Goal:
Gather all lines from the material that contain the word "components".

Supplied information:

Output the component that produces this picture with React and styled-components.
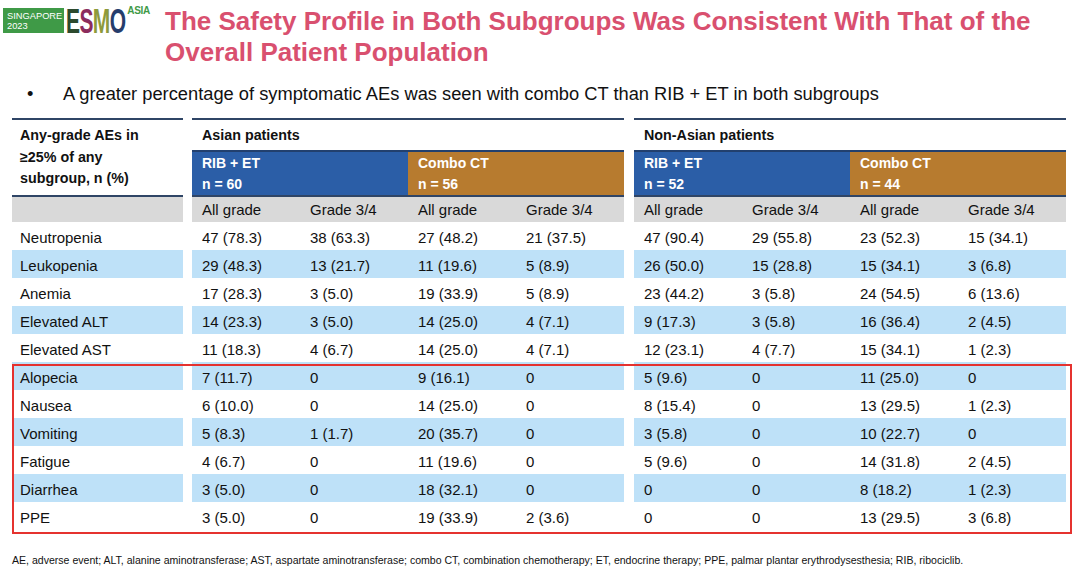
import React from 'react';
import styled, { createGlobalStyle } from 'styled-components';

const GlobalStyle = createGlobalStyle`
  body {
    margin: 0;
    background: #fff;
    font-family: "Liberation Sans", Arial, sans-serif;
    color: #111;
  }
`;

const Page = styled.div`
  width: 1080px;
  height: 571px;
  overflow: hidden;
  position: relative;
`;

const Header = styled.div`
  display: flex;
  align-items: flex-start;
  padding: 6px 0 0 3px;
`;

const Logo = styled.div`
  display: flex;
  align-items: flex-start;
  margin-top: 2px;
  width: 147px;
  flex-shrink: 0;
`;

const CityBox = styled.div`
  width: 64px;
  height: 25px;
  background: #3f9a47;
  color: #fff;
  font-size: 9.3px;
  line-height: 10px;
  padding: 3px 0 0 4px;
  box-sizing: border-box;
`;

const Esmo = styled.div`
  width: 60px;
  height: 25px;
  margin-left: 2px;
  font-size: 35px;
  font-weight: 700;
  line-height: 26px;
  letter-spacing: -1px;
  transform: scaleX(0.6);
  transform-origin: left top;
  white-space: nowrap;
`;

const Letter = styled.span`
  color: ${({ $c }) => $c};
`;

const AsiaTag = styled.div`
  font-size: 10px;
  font-weight: 700;
  color: #3f9a47;
  margin: -3px 0 0 1px;
  letter-spacing: -0.3px;
`;

const Title = styled.h1`
  margin: 0 0 0 15px;
  font-size: 26px;
  line-height: 31px;
  font-weight: 700;
  color: #d9506f;
`;

const Bullet = styled.div`
  display: flex;
  margin: 15px 0 0 27px;
  font-size: 18.3px;
  line-height: 22px;
`;

const Dot = styled.span`
  width: 36px;
`;

const Table = styled.div`
  position: relative;
  margin: 13px 0 0 12px;
  width: 1054px;
`;

const HeadRow = styled.div`
  display: flex;
`;

const LabelHead = styled.div`
  width: 171px;
  display: flex;
  flex-direction: column;
  border-top: 2px solid #2f4566;
  margin-right: 9px;
`;

const LabelText = styled.div`
  height: 75px;
  padding: 5px 0 0 8px;
  box-sizing: border-box;
  font-size: 14.3px;
  font-weight: 700;
  line-height: 21.5px;
`;

const Group = styled.div`
  width: 432px;
  border-top: 2px solid #2f4566;
  margin-right: ${({ $gap }) => $gap || 0}px;
`;

const GroupTitle = styled.div`
  height: 30px;
  padding: 1px 0 0 10px;
  box-sizing: border-box;
  font-size: 14.3px;
  font-weight: 700;
  line-height: 28px;
`;

const Arms = styled.div`
  display: flex;
  border-top: 2px solid #22406e;
`;

const Arm = styled.div`
  width: 216px;
  height: 43px;
  background: ${({ $tone }) => ($tone === 'ct' ? '#b77b2f' : '#2b5ea7')};
  color: #fff;
  font-size: 14px;
  font-weight: 700;
  line-height: 21px;
  padding: 1px 0 0 10px;
  box-sizing: border-box;
`;

const SubRow = styled.div`
  display: grid;
  grid-template-columns: repeat(4, 108px);
  height: 27px;
  border-top: 2px solid #2f4566;
  background: #d9d9d9;
  box-sizing: border-box;
`;

const SubGray = styled.div`
  height: 27px;
  border-top: 2px solid #2f4566;
  background: #d9d9d9;
  box-sizing: border-box;
`;

const SubCell = styled.div`
  padding: 1px 0 0 10px;
  font-size: 15px;
  line-height: 24px;
`;

const DataRow = styled.div`
  display: grid;
  grid-template-columns: 171px 9px repeat(4, 108px) 10px repeat(4, 108px);
  height: 28px;
`;

const Cell = styled.div`
  background: ${({ $band }) => ($band ? '#bee1f8' : 'transparent')};
  padding: 3px 0 0 ${({ $label }) => ($label ? 8 : 10)}px;
  box-sizing: border-box;
  font-size: 15px;
  line-height: 25px;
  white-space: nowrap;
`;

const Highlight = styled.div`
  position: absolute;
  left: 0;
  top: 142px;
  width: 1060px;
  height: 170px;
  border: 2.5px solid #e5322f;
  box-sizing: border-box;
  pointer-events: none;
`;

const Body = styled.div`
  position: relative;
`;

const Footnote = styled.div`
  margin: 23px 0 0 12px;
  font-size: 10.55px;
  line-height: 14px;
  color: #111;
  white-space: nowrap;
`;

const rows = [
  ['Neutropenia', '47 (78.3)', '38 (63.3)', '27 (48.2)', '21 (37.5)', '47 (90.4)', '29 (55.8)', '23 (52.3)', '15 (34.1)'],
  ['Leukopenia', '29 (48.3)', '13 (21.7)', '11 (19.6)', '5 (8.9)', '26 (50.0)', '15 (28.8)', '15 (34.1)', '3 (6.8)'],
  ['Anemia', '17 (28.3)', '3 (5.0)', '19 (33.9)', '5 (8.9)', '23 (44.2)', '3 (5.8)', '24 (54.5)', '6 (13.6)'],
  ['Elevated ALT', '14 (23.3)', '3 (5.0)', '14 (25.0)', '4 (7.1)', '9 (17.3)', '3 (5.8)', '16 (36.4)', '2 (4.5)'],
  ['Elevated AST', '11 (18.3)', '4 (6.7)', '14 (25.0)', '4 (7.1)', '12 (23.1)', '4 (7.7)', '15 (34.1)', '1 (2.3)'],
  ['Alopecia', '7 (11.7)', '0', '9 (16.1)', '0', '5 (9.6)', '0', '11 (25.0)', '0'],
  ['Nausea', '6 (10.0)', '0', '14 (25.0)', '0', '8 (15.4)', '0', '13 (29.5)', '1 (2.3)'],
  ['Vomiting', '5 (8.3)', '1 (1.7)', '20 (35.7)', '0', '3 (5.8)', '0', '10 (22.7)', '0'],
  ['Fatigue', '4 (6.7)', '0', '11 (19.6)', '0', '5 (9.6)', '0', '14 (31.8)', '2 (4.5)'],
  ['Diarrhea', '3 (5.0)', '0', '18 (32.1)', '0', '0', '0', '8 (18.2)', '1 (2.3)'],
  ['PPE', '3 (5.0)', '0', '19 (33.9)', '2 (3.6)', '0', '0', '13 (29.5)', '3 (6.8)'],
];

const groups = [
  { name: 'Asian patients', arms: [['RIB + ET', 'n = 60', 'rib'], ['Combo CT', 'n = 56', 'ct']], gap: 10 },
  { name: 'Non-Asian patients', arms: [['RIB + ET', 'n = 52', 'rib'], ['Combo CT', 'n = 44', 'ct']], gap: 0 },
];

const subs = ['All grade', 'Grade 3/4', 'All grade', 'Grade 3/4'];

const TableRow = ({ row, band }) => {
  const [label, ...vals] = row;
  return (
    <DataRow>
      <Cell $label $band={band}>{label}</Cell>
      <div />
      {vals.slice(0, 4).map((v, i) => (
        <Cell key={i} $band={band}>{v}</Cell>
      ))}
      <div />
      {vals.slice(4).map((v, i) => (
        <Cell key={i + 4} $band={band}>{v}</Cell>
      ))}
    </DataRow>
  );
};

export default function App() {
  return (
    <Page>
      <GlobalStyle />
      <Header>
        <Logo>
          <CityBox>
            SINGAPORE
            <br />
            2023
          </CityBox>
          <Esmo>
            <Letter $c="#2c4a2e">E</Letter>
            <Letter $c="#8c2c5d">S</Letter>
            <Letter $c="#8e9a3b">M</Letter>
            <Letter $c="#263d6c">O</Letter>
          </Esmo>
          <AsiaTag>ASIA</AsiaTag>
        </Logo>
        <Title>
          The Safety Profile in Both Subgroups Was Consistent With That of the
          <br />
          Overall Patient Population
        </Title>
      </Header>

      <Bullet>
        <Dot>•</Dot>
        <span>A greater percentage of symptomatic AEs was seen with combo CT than RIB + ET in both subgroups</span>
      </Bullet>

      <Table>
        <HeadRow>
          <LabelHead>
            <LabelText>
              Any-grade AEs in
              <br />
              ≥25% of any
              <br />
              subgroup, n (%)
            </LabelText>
            <SubGray />
          </LabelHead>
          {groups.map((g) => (
            <Group key={g.name} $gap={g.gap}>
              <GroupTitle>{g.name}</GroupTitle>
              <Arms>
                {g.arms.map(([a, n, tone]) => (
                  <Arm key={a} $tone={tone}>
                    {a}
                    <br />
                    {n}
                  </Arm>
                ))}
              </Arms>
              <SubRow>
                {subs.map((s, i) => (
                  <SubCell key={i}>{s}</SubCell>
                ))}
              </SubRow>
            </Group>
          ))}
        </HeadRow>
        <Body>
          {rows.map((r, i) => (
            <TableRow key={r[0]} row={r} band={i % 2 === 1} />
          ))}
          <Highlight />
        </Body>
      </Table>

      <Footnote>
        AE, adverse event; ALT, alanine aminotransferase; AST, aspartate aminotransferase; combo CT, combination
        chemotherapy; ET, endocrine therapy; PPE, palmar plantar erythrodysesthesia; RIB, ribociclib.
      </Footnote>
    </Page>
  );
}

Complete output:
Output the component that produces this picture with React and styled-components.
import styled, { createGlobalStyle } from 'styled-components';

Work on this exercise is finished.